● **Directive**
Retype the data exactly, from its first line to the line containing "const DIGITS = [0, 1, 2, 3, 4, 5, 6, 7, 8, 9]", including both, and skip any picture.

[Source records]
************
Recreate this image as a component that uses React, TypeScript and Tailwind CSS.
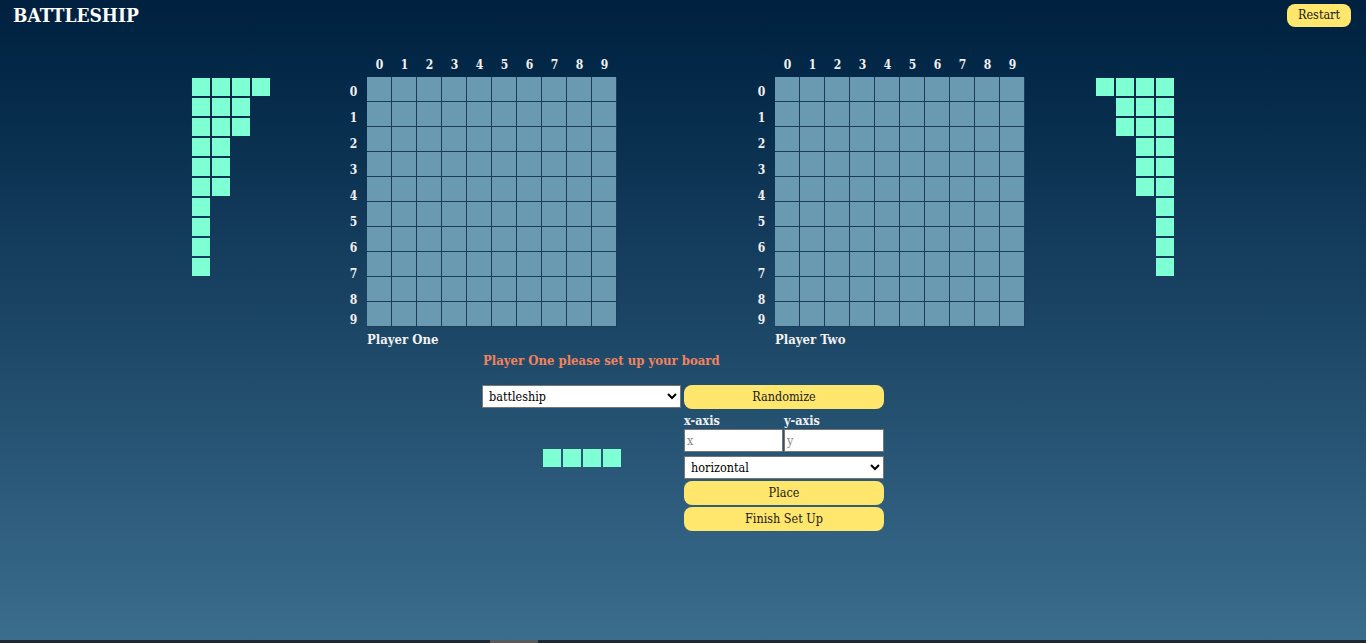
import React from 'react'

const FLEET = [4, 3, 3, 2, 2, 2, 1, 1, 1, 1]
const DIGITS = [0, 1, 2, 3, 4, 5, 6, 7, 8, 9]

function Fleet({ align }: { align: 'left' | 'right' }) {
  return (
    <div className={`w-[78px] mt-[27px] flex flex-col gap-[2px] ${align === 'left' ? 'items-start' : 'items-end'}`}>
      {FLEET.map((len, i) => (
        <div key={i} className="flex gap-[2px]">
          {Array.from({ length: len }).map((_, j) => (
            <div key={j} className="w-[18px] h-[18px] bg-[#7fffd4]" />
          ))}
        </div>
      ))}
    </div>
  )
}

function Board({ name }: { name: string }) {
  return (
    <div className="flex flex-col">
      {/* column labels */}
      <div className="flex">
        <div className="w-[20px]" />
        {DIGITS.map((d) => (
          <div key={d} className="w-[25px] h-[26px] pt-[1px] flex items-center justify-center text-[12px] font-bold text-[#f2f2f2]">
            {d}
          </div>
        ))}
      </div>
      <div className="flex">
        {/* row labels */}
        <div className="w-[20px] pr-[7px] pt-[2px] flex flex-col text-[12px] font-bold text-[#f2f2f2]">
          {DIGITS.map((d) => (
            <div key={d} className={`${d === 9 ? 'h-[14px]' : 'h-[26px]'} flex items-center justify-center`}>
              {d}
            </div>
          ))}
        </div>
        <div className="grid grid-cols-10 w-[250px] h-[250px]">
          {Array.from({ length: 100 }).map((_, i) => (
            <div key={i} className="w-[25px] h-[25px] bg-[#6a9ab1] border-r border-b border-[#1b3c5b]" />
          ))}
        </div>
      </div>
      <div className="mt-[4px] pl-[20px] h-[18px] leading-[18px] text-[13px] font-bold text-[#f2f2f2]">{name}</div>
    </div>
  )
}

export default function App() {
  return (
    <div className="w-[1366px] h-[643px] flex flex-col font-['DejaVu_Serif_Condensed','DejaVu_Serif',serif] [font-stretch:condensed] overflow-hidden">
      <div className="h-[640px] bg-linear-to-b from-[#00203f] to-[#3b6d8d] flex flex-col">
        {/* Header */}
        <div className="h-[31px] flex items-center justify-between pl-[13px] pr-[15px]">
          <h1 className="text-[19px] font-bold text-white">BATTLESHIP</h1>
          <button className="w-[64px] h-[23px] rounded-lg bg-[#ffe66d] text-[12.5px] text-[#1a1a1a]">Restart</button>
        </div>

        {/* Boards */}
        <div className="mt-[20px] flex justify-center">
          <Fleet align="left" />
          <div className="ml-[77px]">
            <Board name="Player One" />
          </div>
          <div className="ml-[138px]">
            <Board name="Player Two" />
          </div>
          <div className="ml-[71px]">
            <Fleet align="right" />
          </div>
        </div>

        {/* Message */}
        <div className="w-[402px] mx-auto mt-[3px] pl-[1px] h-[18px] leading-[18px] text-[13px] font-bold text-[#f3835f]">
          Player One please set up your board
        </div>

        {/* Controls */}
        <div className="w-[402px] mx-auto mt-[15px] flex gap-[2px] text-[12.5px]">
          <div className="w-[200px] flex flex-col">
            <select className="w-[199px] h-[23px] bg-white border border-[#767676] text-black px-[2px]" defaultValue="battleship">
              <option value="battleship">battleship</option>
              <option value="cruiser">cruiser</option>
              <option value="destroyer">destroyer</option>
              <option value="submarine">submarine</option>
            </select>
            <div className="mt-[41px] flex justify-center gap-[2px]">
              {[0, 1, 2, 3].map((i) => (
                <div key={i} className="w-[18px] h-[18px] bg-[#7fffd4]" />
              ))}
            </div>
          </div>
          <div className="w-[200px] flex flex-col">
            <button className="h-[24px] pt-[1px] rounded-lg bg-[#ffe66d] text-[#1a1a1a]">Randomize</button>
            <div className="mt-[4px] grid grid-cols-2 h-[16px] leading-[16px] font-bold text-[#f2f2f2]">
              <span>x-axis</span>
              <span>y-axis</span>
            </div>
            <div className="grid grid-cols-2 h-[23px]">
              <input placeholder="x" className="w-[99px] h-[23px] bg-white border border-[#767676] px-[2px] text-black placeholder:text-[#8a8a8a]" />
              <input placeholder="y" className="w-[100px] h-[23px] bg-white border border-[#767676] px-[2px] text-black placeholder:text-[#8a8a8a]" />
            </div>
            <select className="mt-[4px] w-[200px] h-[23px] bg-white border border-[#767676] text-black px-[2px]" defaultValue="horizontal">
              <option value="horizontal">horizontal</option>
              <option value="vertical">vertical</option>
            </select>
            <button className="mt-[2px] h-[24px] pt-[1px] rounded-lg bg-[#ffe66d] text-[#1a1a1a]">Place</button>
            <button className="mt-[2px] h-[24px] pt-[1px] rounded-lg bg-[#ffe66d] text-[#1a1a1a]">Finish Set Up</button>
          </div>
        </div>
      </div>
      {/* bottom scrollbar strip */}
      <div className="h-[3px] bg-[#1f2831] flex">
        <div className="ml-[490px] w-[48px] h-[3px] bg-[#5a5a5a]" />
      </div>
    </div>
  )
}
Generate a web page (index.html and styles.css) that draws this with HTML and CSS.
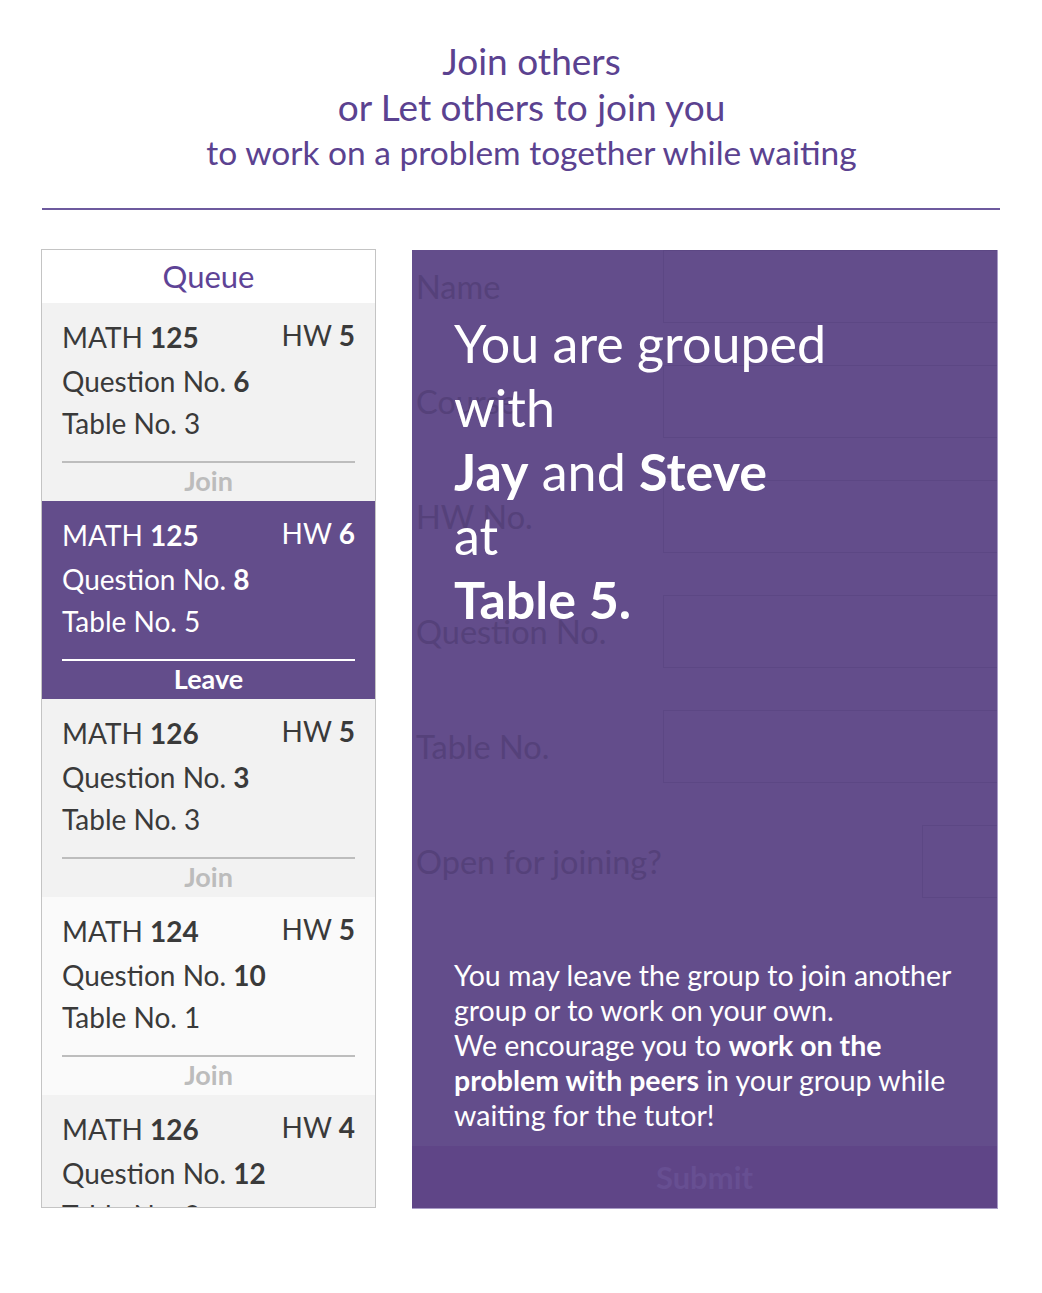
FILE: index.html
```html
<!DOCTYPE html>
<html>
<head>
<meta charset="utf-8">
<title>Queue</title>
<link rel="stylesheet" href="styles.css">
</head>
<body>
<div class="page">
  <header class="intro">
    <div class="intro-l1">Join others</div>
    <div class="intro-l2">or Let others to join you</div>
    <div class="intro-l3">to work on a problem together while waiting</div>
  </header>
  <hr class="rule">
  <main class="columns">
    <section class="queue">
      <div class="queue-head">Queue</div>
      <div class="item item-grey">
        <div class="item-top"><span>MATH <b>125</b></span><span>HW <b>5</b></span></div>
        <div class="item-line">Question No. <b>6</b></div>
        <div class="item-line">Table No. 3</div>
        <div class="item-action">Join</div>
      </div>
      <div class="item item-active">
        <div class="item-top"><span>MATH <b>125</b></span><span>HW <b>6</b></span></div>
        <div class="item-line">Question No. <b>8</b></div>
        <div class="item-line">Table No. 5</div>
        <div class="item-action">Leave</div>
      </div>
      <div class="item item-grey">
        <div class="item-top"><span>MATH <b>126</b></span><span>HW <b>5</b></span></div>
        <div class="item-line">Question No. <b>3</b></div>
        <div class="item-line">Table No. 3</div>
        <div class="item-action">Join</div>
      </div>
      <div class="item item-light">
        <div class="item-top"><span>MATH <b>124</b></span><span>HW <b>5</b></span></div>
        <div class="item-line">Question No. <b>10</b></div>
        <div class="item-line">Table No. 1</div>
        <div class="item-action">Join</div>
      </div>
      <div class="item item-grey">
        <div class="item-top"><span>MATH <b>126</b></span><span>HW <b>4</b></span></div>
        <div class="item-line">Question No. <b>12</b></div>
        <div class="item-line">Table No. 3</div>
        <div class="item-action">Join</div>
      </div>
    </section>
    <section class="panel">
      <form class="form">
        <label class="f-label">Name</label><div class="f-input"></div>
        <label class="f-label">Course</label><div class="f-input"></div>
        <label class="f-label">HW No.</label><div class="f-input"></div>
        <label class="f-label">Question No.</label><div class="f-input"></div>
        <label class="f-label">Table No.</label><div class="f-input"></div>
        <label class="f-label">Open for joining?</label><div class="f-check"></div>
      </form>
      <div class="submit">Submit</div>
      <div class="overlay">
        <div class="msg">
          You are grouped<br>with<br><b>Jay</b> and <b>Steve</b><br>at<br><b>Table 5.</b>
        </div>
        <p class="note">You may leave the group to join another<br>group or to work on your own.<br>We encourage you to <b>work on the<br>problem with peers</b> in your group while<br>waiting for the tutor!</p>
      </div>
    </section>
  </main>
</div>
</body>
</html>
```
FILE: styles.css
```css
* { box-sizing: border-box; }
html, body { margin: 0; padding: 0; background: #fff; }
body { font-family: Lato, "Open Sans", "DejaVu Sans", sans-serif; }

.page { padding: 38px 42px 0 41px; }

.intro { text-align: center; color: #5b4290; padding-left: 22px; }
.intro-l1, .intro-l2 { font-size: 37px; line-height: 46px; }
.intro-l3 { font-size: 33.5px; line-height: 44px; }

.rule { margin: 34px 0 0 1px; border: 0; height: 2px; background: #6d5a9e; }

.columns { display: flex; gap: 36px; margin-top: 39px; align-items: flex-start; }

.queue {
  width: 335px; height: 959px; overflow: hidden;
  border: 1px solid #c4c4c4; background: #f2f2f2;
}
.queue-head {
  height: 53px; background: #fff; color: #5e4396;
  text-align: center; font-size: 31px; line-height: 53px;
}
.item { padding: 12px 20px 0 20px; height: 198px; color: #3a3a3a; font-size: 28px; }
.item b { font-weight: 700; }
.item-grey { background: #f2f2f2; }
.item-light { background: #fafafa; }
.item-active { background: #634d8b; color: #fff; }
.item-top { display: flex; justify-content: space-between; line-height: 44px; }
.item-top span:last-child { position: relative; top: -2px; }
.item-line { line-height: 44px; }
.item-line + .item-line { margin-top: -2px; }
.item-action {
  margin-top: 16px; border-top: 2px solid #bdbdbd; color: #bcbcbc;
  text-align: center; font-weight: 700; font-size: 27px; line-height: 36px;
}
.item-active .item-action { border-top-color: #fff; color: #fff; }

.panel {
  position: relative; width: 586px; height: 959px;
  background: #634d8b; border-right: 1px solid #a89bc6; border-bottom: 1px solid #a89bc6;
  margin-top: 1px;
}
.form {
  display: grid; grid-template-columns: 247px 1fr; row-gap: 42px;
  grid-auto-rows: 73px; padding-left: 4px;
}
.f-label { align-self: center; font-size: 32.5px; color: #55417a; }
.f-input { border: 1px solid #5c4784; border-right: 0; }
.f-check { justify-self: end; width: 75px; border: 1px solid #5c4784; border-right: 0; }
.submit {
  position: absolute; left: 0; right: 0; bottom: 0; height: 62px;
  background: #5f4587; color: #674f92; text-align: center;
  font-size: 31px; font-weight: 700; line-height: 62px;
}
.overlay {
  position: absolute; inset: 0; padding: 61px 30px 0 42px; color: #fff;
}
.msg { font-size: 52px; line-height: 64px; }
.msg b { font-weight: 700; }
.note { margin: 327px 0 0 0; font-size: 28.5px; line-height: 35px; }
.note b { font-weight: 700; }
```
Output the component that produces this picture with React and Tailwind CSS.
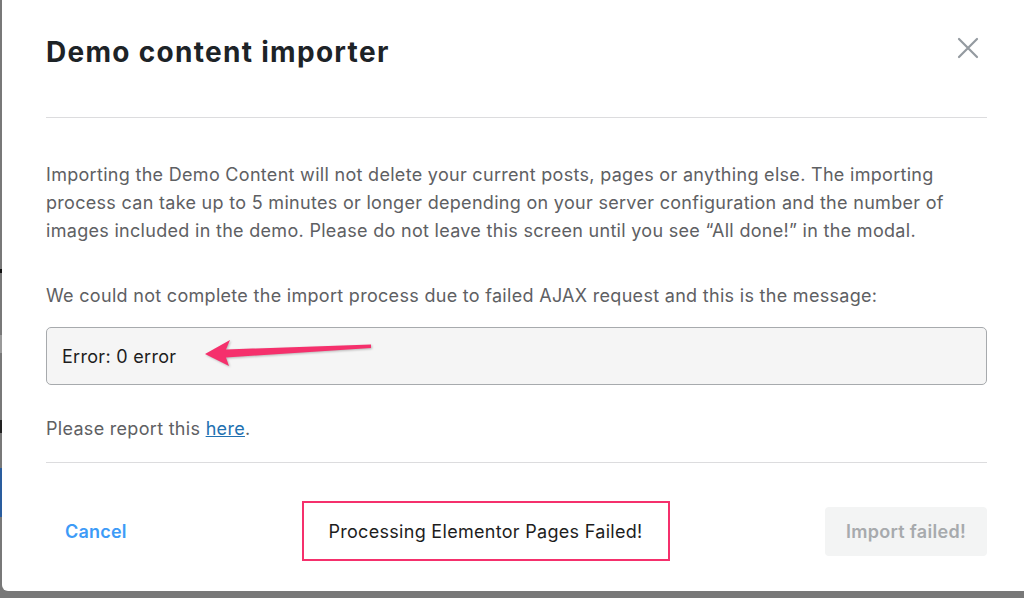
************
● **Output**
Recreate this image as a component that uses React, TypeScript and Tailwind CSS.
import React from 'react'

const FLEET = [4, 3, 3, 2, 2, 2, 1, 1, 1, 1]
const DIGITS = [0, 1, 2, 3, 4, 5, 6, 7, 8, 9]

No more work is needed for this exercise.